**Instruction:**
Quote word for word the lines below, beginning with the first and ending with the one that has "import React from 'react'". Drop the pictures.

------ Raw data ------

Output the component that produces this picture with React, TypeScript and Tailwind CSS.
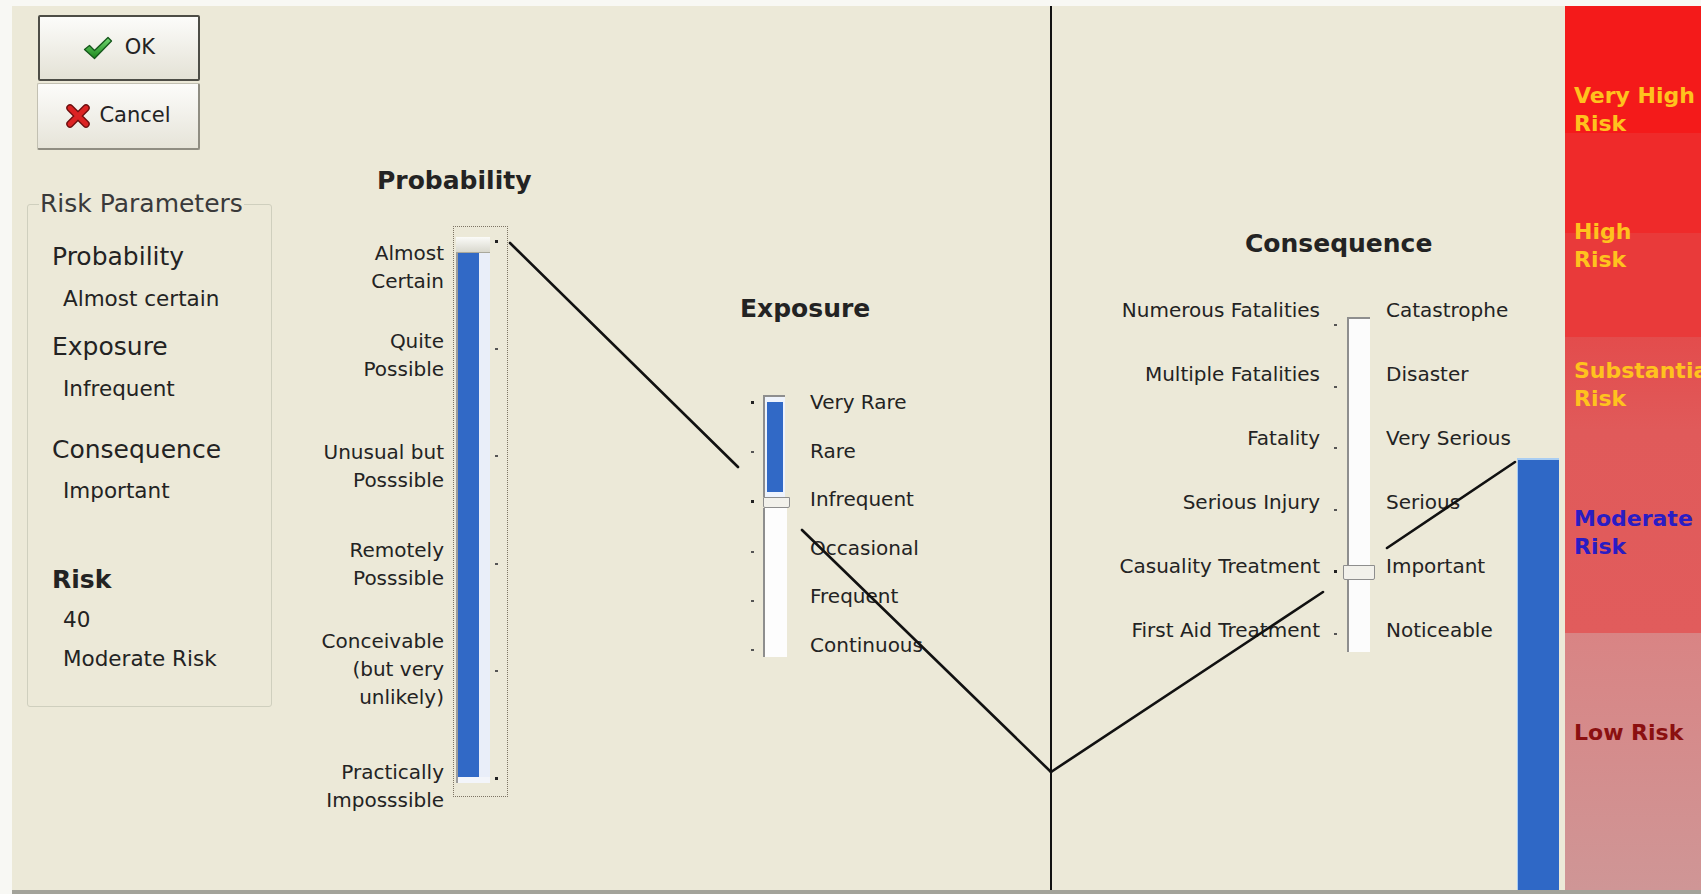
import React from 'react'

const probLabels = [
  { lines: ['Almost', 'Certain'], mt: 'mt-0' },
  { lines: ['Quite', 'Possible'], mt: 'mt-[32px]' },
  { lines: ['Unusual but', 'Posssible'], mt: 'mt-[54.7px]' },
  { lines: ['Remotely', 'Posssible'], mt: 'mt-[42.7px]' },
  { lines: ['Conceivable', '(but very', 'unlikely)'], mt: 'mt-[35px]' },
  { lines: ['Practically', 'Imposssible'], mt: 'mt-[46.3px]' },
]

const exposureLabels = ['Very Rare', 'Rare', 'Infrequent', 'Occasional', 'Frequent', 'Continuous']

const consLeft = [
  'Numerous Fatalities',
  'Multiple Fatalities',
  'Fatality',
  'Serious Injury',
  'Casuality Treatment',
  'First Aid Treatment',
]

const consRight = ['Catastrophe', 'Disaster', 'Very Serious', 'Serious', 'Important', 'Noticeable']

function CheckIcon() {
  return (
    <svg width="30" height="24" viewBox="0 0 30 24">
      <defs>
        <linearGradient id="okg" x1="0" y1="0" x2="0" y2="1">
          <stop offset="0" stopColor="#72d872" />
          <stop offset="1" stopColor="#1b861b" />
        </linearGradient>
      </defs>
      <path
        d="M1.5 13.5 L6.5 9.5 L11.5 14.5 L25 1.5 L28.5 5 L11.5 22.5 Z"
        fill="url(#okg)"
        stroke="#14561a"
        strokeWidth="1.3"
        strokeLinejoin="round"
      />
    </svg>
  )
}

function CrossIcon() {
  return (
    <svg width="26" height="24" viewBox="0 0 26 24">
      <path d="M5 4 L21 20 M21 4 L5 20" stroke="#6e0f0f" strokeWidth="7.5" strokeLinecap="round" />
      <path d="M5 4 L21 20 M21 4 L5 20" stroke="#dc2323" strokeWidth="4.8" strokeLinecap="round" />
    </svg>
  )
}

function Tick({ dot }: { dot?: boolean }) {
  return dot ? (
    <div className="w-[3px] h-[3px] bg-[#222]" />
  ) : (
    <div className="w-[3px] h-[2px] bg-[#555]" />
  )
}

export default function App() {
  return (
    <div className="relative w-[1701px] h-[894px] overflow-hidden bg-[#f8f8f4] pt-[6px] pl-[12px] flex flex-col font-['DejaVu_Sans',sans-serif] text-[#232323]">
      <div className="flex h-[884px] shrink-0 bg-[#ece9d8]">
        {/* left panel */}
        <div className="w-[278px] shrink-0 flex flex-col items-start">
          <button className="mt-[9px] ml-[26px] w-[162px] h-[66px] flex items-center justify-center gap-[12px] border-2 border-[#4d4d46] rounded-[2px] bg-linear-to-b from-[#fcfcfa] to-[#e4e2d6] text-[21px]">
            <CheckIcon />
            <span>OK</span>
          </button>
          <button className="mt-[2px] ml-[25px] w-[163px] h-[67px] flex items-center justify-center gap-[8px] border border-[#c2c0b2] border-r-2 border-b-2 border-r-[#8f8d82] border-b-[#8f8d82] rounded-[2px] bg-linear-to-b from-[#fcfcfa] to-[#e6e4d9] text-[21px]">
            <CrossIcon />
            <span>Cancel</span>
          </button>

          <fieldset className="mt-[39px] ml-[15px] w-[245px] border border-[#cfcfbe] rounded-[3px] pl-[11px] pb-[33px]">
            <legend className="px-[1px] text-[25px] leading-[30px] text-[#3a3a3a]">Risk Parameters</legend>
            <div className="ml-[13px] mt-[22.5px] text-[25px] leading-[30px]">Probability</div>
            <div className="ml-[24px] mt-[13px] text-[21.5px] leading-[28px]">Almost certain</div>
            <div className="ml-[13px] mt-[19px] text-[25px] leading-[30px]">Exposure</div>
            <div className="ml-[24px] mt-[13.4px] text-[21.5px] leading-[28px]">Infrequent</div>
            <div className="ml-[13px] mt-[32px] text-[25px] leading-[30px]">Consequence</div>
            <div className="ml-[24px] mt-[12px] text-[21.5px] leading-[28px]">Important</div>
            <div className="ml-[13px] mt-[60px] text-[25px] leading-[30px] font-bold">Risk</div>
            <div className="ml-[24px] mt-[11px] text-[21.5px] leading-[28px]">40</div>
            <div className="ml-[24px] mt-[11px] text-[21.5px] leading-[28px]">Moderate Risk</div>
          </fieldset>
        </div>

        {/* probability */}
        <div className="w-[250px] shrink-0">
          <div className="mt-[160px] pl-[87px] font-bold text-[25px] leading-[30px] whitespace-nowrap">Probability</div>
          <div className="mt-[30px] flex items-start">
            <div className="w-[154px] shrink-0 pt-[13px] text-right text-[20px] leading-[28px] whitespace-nowrap">
              {probLabels.map((l) => (
                <div key={l.lines[0]} className={l.mt}>
                  {l.lines.map((t) => (
                    <div key={t}>{t}</div>
                  ))}
                </div>
              ))}
            </div>
            <div className="ml-[9px] w-[55px] h-[571px] shrink-0 border border-dotted border-[#7d7464] flex">
              <div className="ml-[2px] w-[34px] shrink-0 flex flex-col pt-[10px]">
                <div className="h-[16px] w-[34px] bg-linear-to-b from-[#fbfbf8] to-[#d9d8ce] border-b border-[#a9a89c]" />
                <div className="flex h-[524px] border-l-2 border-[#9c9c9c]">
                  <div className="w-[21px] bg-[#3169c6]" />
                  <div className="w-[11px] bg-[#e9eef9]" />
                </div>
                <div className="h-[6px] border-l-2 border-[#9c9c9c] bg-[#f3f5fa]" />
              </div>
              <div className="w-[17px] shrink-0 pl-[5px] pt-[13px] flex flex-col gap-[105.2px]">
                <Tick dot />
                <Tick />
                <Tick />
                <Tick />
                <Tick />
                <Tick dot />
              </div>
            </div>
          </div>
        </div>

        {/* exposure */}
        <div className="ml-[200px] w-[160px] shrink-0">
          <div className="mt-[288px] font-bold text-[25px] leading-[30px] whitespace-nowrap">Exposure</div>
          <div className="mt-[65px] flex items-start">
            <div className="w-[23px] shrink-0 pl-[11px] pt-[12px] flex flex-col gap-[47.2px]">
              <Tick dot />
              <Tick />
              <Tick dot />
              <Tick />
              <Tick />
              <Tick />
            </div>
            <div className="w-[27px] shrink-0 pt-[6px] flex flex-col">
              <div className="w-[22px] border-l-2 border-t-2 border-[#8e8e8e] bg-[#eef3fc] pt-[5px] pl-[2px] pb-[5px]">
                <div className="w-[16px] h-[90px] bg-[#3169c6]" />
              </div>
              <div className="w-[27px] h-[11px] border border-[#8e8e8e] bg-[#f2f1eb] rounded-b-[2px]" />
              <div className="w-[24px] h-[149px] border-l-2 border-[#8e8e8e] bg-[#fdfdfd]" />
            </div>
            <div className="ml-[20px] shrink-0 flex flex-col gap-[21.6px] text-[20px] leading-[27px] whitespace-nowrap">
              {exposureLabels.map((t) => (
                <div key={t}>{t}</div>
              ))}
            </div>
          </div>
        </div>

        {/* divider */}
        <div className="ml-[150px] w-[2px] shrink-0 bg-[#111]" />

        {/* consequence */}
        <div className="w-[463px] shrink-0">
          <div className="mt-[223px] pl-[193px] font-bold text-[25px] leading-[30px] whitespace-nowrap">Consequence</div>
          <div className="mt-[38px] flex items-start">
            <div className="w-[268px] shrink-0 text-right text-[20px] leading-[27px] whitespace-nowrap">
              {consLeft.map((t) => (
                <div key={t} className="h-[64px]">
                  {t}
                </div>
              ))}
            </div>
            <div className="w-[27px] shrink-0 pl-[14px] pt-[27px] flex flex-col gap-[59.6px]">
              <Tick />
              <Tick />
              <Tick />
              <Tick />
              <Tick dot />
              <Tick />
            </div>
            <div className="w-[23px] shrink-0 pt-[20px] flex flex-col">
              <div className="w-[23px] h-[248px] border-l-2 border-t-2 border-[#8e8e8e] bg-[#fcfcfc]" />
              <div className="-ml-[4px] w-[32px] h-[15px] border border-[#8e8e8e] bg-[#f2f1eb] rounded-b-[2px]" />
              <div className="w-[23px] h-[72px] border-l-2 border-[#8e8e8e] bg-[#fcfcfc]" />
            </div>
            <div className="ml-[16px] w-[129px] shrink-0 overflow-hidden whitespace-nowrap text-[20px] leading-[27px]">
              {consRight.map((t) => (
                <div key={t} className="h-[64px]">
                  {t}
                </div>
              ))}
            </div>
          </div>
        </div>

        {/* risk value bar */}
        <div className="ml-[2px] mt-[452px] w-[42px] shrink-0 bg-[#2f68c6] border-t-2 border-l border-[#a9cdf2]" />

        {/* risk scale */}
        <div className="ml-[6px] flex-1 overflow-hidden whitespace-nowrap pl-[9px] font-bold text-[22px] leading-[28px] bg-[linear-gradient(to_bottom,#f41a1a_0px,#f41a1a_127px,#ef2a2a_127px,#ef2a2a_227px,#e93a3a_227px,#e93a3a_331px,#e34c4c_331px,#e05a5a_424px,#e15c5c_627px,#d98484_627px,#cf9696_884px)]">
          <div className="mt-[75.5px] text-[#ffc21e]">
            Very High
            <br />
            Risk
          </div>
          <div className="mt-[80px] text-[#ffc21e]">
            High
            <br />
            Risk
          </div>
          <div className="mt-[83px] text-[#ffc21e]">
            Substantial
            <br />
            Risk
          </div>
          <div className="mt-[92px] text-[#2a1cc4]">
            Moderate
            <br />
            Risk
          </div>
          <div className="mt-[158px] text-[#8b1010]">Low Risk</div>
        </div>
      </div>
      <div className="h-[4px] bg-[#a3a39a]" />

      {/* connecting lines */}
      <svg className="absolute inset-0 pointer-events-none" width="1701" height="894">
        <g stroke="#111" strokeWidth="2.6" strokeLinecap="round">
          <line x1="510" y1="243" x2="738" y2="467" />
          <line x1="802" y1="530" x2="1051" y2="772" />
          <line x1="1051" y1="772" x2="1323" y2="592" />
          <line x1="1387" y1="548" x2="1515" y2="462" />
        </g>
      </svg>
    </div>
  )
}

------

**Response to this task:**
Output the component that produces this picture with React, TypeScript and Tailwind CSS.
import React from 'react'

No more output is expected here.